I freely admit I've seen a few more negative reviews, and I understand some of the reasons for them. Larry Crowne takes its time and meanders a bit, usually successfully, as far as I can tell (I've seen it twice by now), but others seem not to appreciate this quality as much as I did. Indeed, I felt it added suspense. It's also not a grand political statement, though it gets some good punches in, nor is it, certainly, the solution to our economic problems, though it has some personal insights in that regard as well, which are not at all obnoxious or too easy as I saw them. If you want a little heavier drama with a similar tale, do watch The Company Men, which is also very good, but which is not this movie.

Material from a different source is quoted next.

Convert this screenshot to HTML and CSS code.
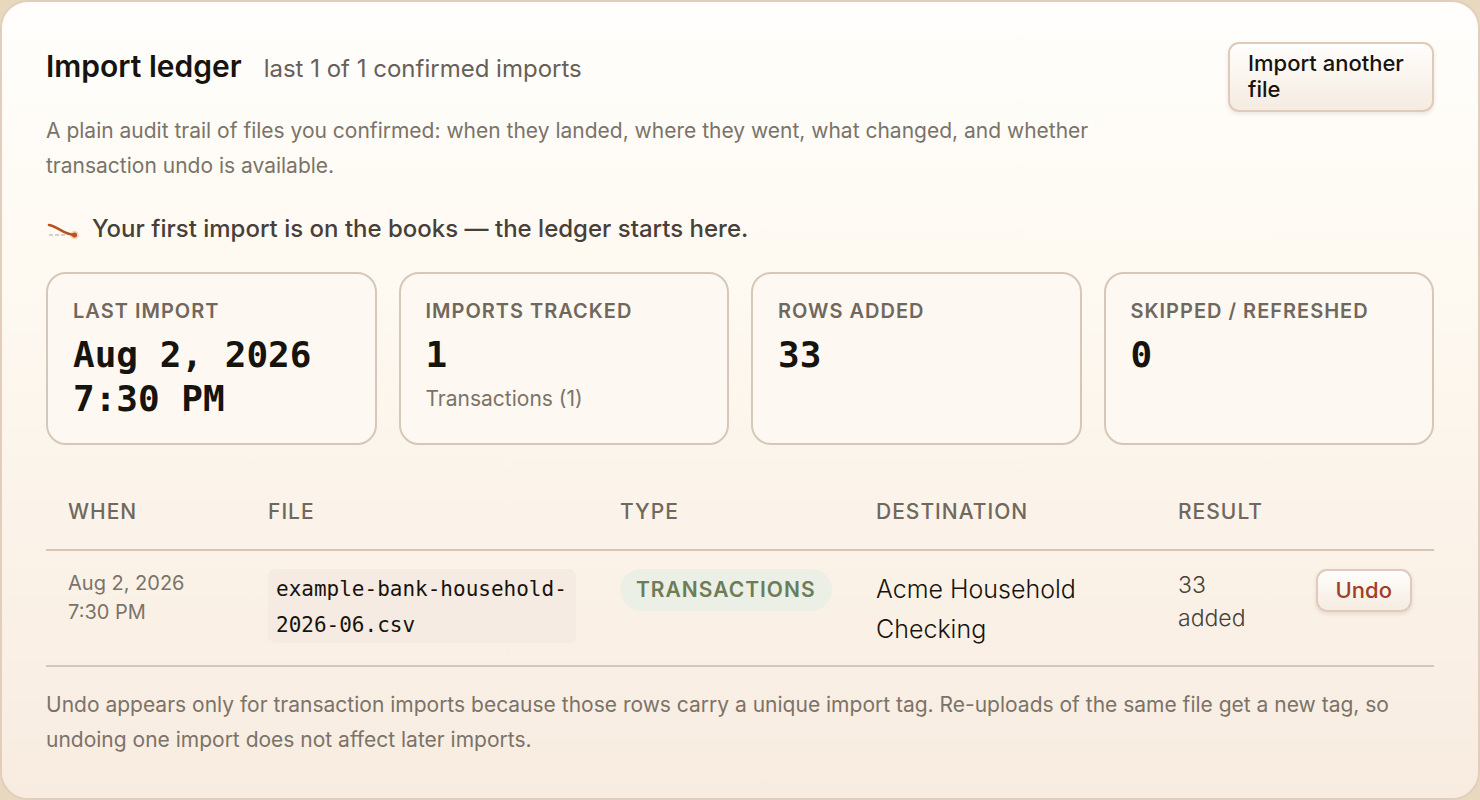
FILE: index.html
```
<!DOCTYPE html>
<html lang="en">
<head>
    <meta charset="UTF-8">
    <meta name="viewport" content="width=device-width, initial-scale=1.0">
    <title>Import ledger</title>
    <link rel="stylesheet" href="styles.css">
</head>
<body>
    <main class="ledger">
        <header class="ledger-header">
            <div class="ledger-intro">
                <div class="ledger-heading">
                    <h1>Import ledger</h1>
                    <span class="count">last 1 of 1 confirmed imports</span>
                </div>
                <p class="hint">A plain audit trail of files you confirmed: when they landed, where they went, what changed, and whether transaction undo is available.</p>
            </div>
            <button class="button import-button" type="button">Import another file</button>
        </header>

        <p class="milestone">
            <svg class="milestone-icon" width="34" height="24" viewBox="0 0 34 24" fill="none" aria-hidden="true">
                <path d="M3 18H20" stroke="#aaa8a5" stroke-dasharray="4 2"/>
                <circle cx="28.5" cy="18" r="4.2" fill="#f5d3bf"/>
                <path d="M3 8C12 9.5 18 18 28.5 18" stroke="#b9521f" stroke-width="2.6" stroke-linecap="round"/>
                <circle cx="28.5" cy="18" r="2.5" fill="#b9521f"/>
            </svg>
            Your first import is on the books — the ledger starts here.
        </p>

        <section class="stats">
            <div class="stat">
                <h2>Last import</h2>
                <p class="stat-value">Aug 2, 2026 7:30 PM</p>
            </div>
            <div class="stat">
                <h2>Imports tracked</h2>
                <p class="stat-value">1</p>
                <p class="stat-note">Transactions (1)</p>
            </div>
            <div class="stat">
                <h2>Rows added</h2>
                <p class="stat-value">33</p>
            </div>
            <div class="stat">
                <h2>Skipped / refreshed</h2>
                <p class="stat-value">0</p>
            </div>
        </section>

        <table class="imports">
            <thead>
                <tr>
                    <th class="col-when">When</th>
                    <th class="col-file">File</th>
                    <th class="col-type">Type</th>
                    <th>Destination</th>
                    <th class="col-result">Result</th>
                    <th class="col-action"></th>
                </tr>
            </thead>
            <tbody>
                <tr>
                    <td class="when">Aug 2, 2026<br>7:30 PM</td>
                    <td><code>example-bank-household-2026-06.csv</code></td>
                    <td><span class="badge">Transactions</span></td>
                    <td class="destination">Acme Household Checking</td>
                    <td class="result">33 added</td>
                    <td class="action"><button class="button undo-button" type="button">Undo</button></td>
                </tr>
            </tbody>
        </table>

        <p class="hint">Undo appears only for transaction imports because those rows carry a unique import tag. Re-uploads of the same file get a new tag, so undoing one import does not affect later imports.</p>
    </main>
</body>
</html>
```
FILE: styles.css
```
*,
*::before,
*::after {
    box-sizing: border-box;
    margin: 0;
    padding: 0;
}

body {
    background: #e8d8bd;
    color: #17130e;
    font-family: Inter, sans-serif;
}

.ledger {
    background: linear-gradient(180deg, #fffefc 0%, #fefaf2 32%, #fbf3e9 65%, #f8ece0 100%);
    border: 2px solid #e2cebc;
    border-radius: 28px;
    min-height: 100vh;
    padding: 40px 44px;
}

.ledger-header {
    align-items: flex-start;
    display: flex;
    gap: 80px;
    justify-content: space-between;
}

.ledger-intro {
    flex: 1;
}

.ledger-heading {
    align-items: baseline;
    display: flex;
    gap: 22px;
    margin-bottom: 23px;
}

h1 {
    font-size: 30px;
    font-weight: 600;
    line-height: 48px;
}

.count {
    color: #686057;
    font-size: 24px;
}

.hint {
    color: #7b7369;
    font-size: 21px;
    line-height: 35px;
}

.button {
    background: linear-gradient(180deg, #fffefc, #f5ebe1);
    border: 2px solid #e0cabb;
    border-radius: 11px;
    box-shadow: 0 2px 4px rgba(90, 60, 30, 0.12);
    cursor: pointer;
    font-family: inherit;
    font-size: 22px;
    font-weight: 500;
    line-height: 26px;
}

.import-button {
    color: #17130e;
    padding: 6px 18px 8px;
    text-align: left;
    width: 206px;
}

.milestone {
    align-items: center;
    color: #484038;
    display: flex;
    font-size: 24px;
    font-weight: 500;
    gap: 12px;
    line-height: 40px;
    margin: 26px 0 23px;
}

.stats {
    display: grid;
    gap: 22px;
    grid-template-columns: repeat(4, 1fr);
    margin-bottom: 30px;
}

.stat {
    background: #fdf9f2;
    border: 2px solid #d5c8b9;
    border-radius: 20px;
    padding: 22px 25px;
}

.stat h2 {
    color: #70675d;
    font-size: 20px;
    font-weight: 600;
    letter-spacing: 1px;
    line-height: 30px;
    margin-bottom: 7px;
    text-transform: uppercase;
}

.stat-value {
    font-family: "DejaVu Sans Mono", monospace;
    font-size: 36px;
    font-weight: 700;
    line-height: 44px;
}

.stat-note {
    color: #7b7369;
    font-size: 21px;
    line-height: 35px;
    margin-top: 4px;
}

.imports {
    border-collapse: collapse;
    margin-bottom: 20px;
    table-layout: fixed;
    width: 100%;
}

.imports th {
    border-bottom: 2px solid #d5c6b8;
    color: #70675d;
    font-size: 21px;
    font-weight: 500;
    letter-spacing: 1px;
    line-height: 34px;
    padding: 20px 22px;
    text-align: left;
    text-transform: uppercase;
}

.imports td {
    border-bottom: 2px solid #d5c6b8;
    padding: 18px 22px 16px;
    vertical-align: top;
}

.col-when {
    width: 200px;
}

.col-file {
    width: 352px;
}

.col-type {
    width: 256px;
}

.col-result {
    width: 138px;
}

.col-action {
    width: 140px;
}

.when {
    color: #7b7369;
    font-size: 20px;
    line-height: 29px;
}

code {
    background: #f5ebe2;
    border-radius: 7px;
    display: block;
    font-family: "DejaVu Sans Mono", monospace;
    font-size: 21px;
    line-height: 36px;
    padding: 2px 8px 0;
}

.badge {
    background: #ecefe6;
    border-radius: 22px;
    color: #6c7d58;
    display: inline-block;
    font-size: 21px;
    font-weight: 600;
    letter-spacing: 1px;
    line-height: 42px;
    padding: 0 16px;
    text-transform: uppercase;
}

.destination {
    font-size: 25px;
    font-weight: 300;
    line-height: 40px;
}

.result {
    color: #484038;
    font-size: 23px;
    font-weight: 300;
    line-height: 33px;
}

.imports .action {
    padding-left: 0;
    text-align: right;
}

.undo-button {
    color: #a23e25;
    padding: 6px 18px 7px;
}
```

Then there's actor fatigue, which some critics seem to be experiencing with Hanks and Roberts, but which is really not very applicable to these fine performances--some of their best work--and of course comes with the territory. Is it too cute? I say no, but you may disagree.
If you watch Larry Crowne, and you should, I think you'll find it light, funny, comic, but with serious things to say which it says pretty well. It consciously chooses not to be maudlin or simple, despite a straight-ahead approach. I liked it very much, and found the details and action meaningful and smart. I guess I think it's okay to go in with different expectations, but pay attention to what you get, it's Larry Crowne, a sunny serio-comedy with a satisfying, lingering character mystery. And sure, it's been done before, but I'd be quite gratified to see another Best Actor nomination for Hanks here, which is all the more remarkable for his having written and directed the picture. Who can do all that so well? Few can do all that so well.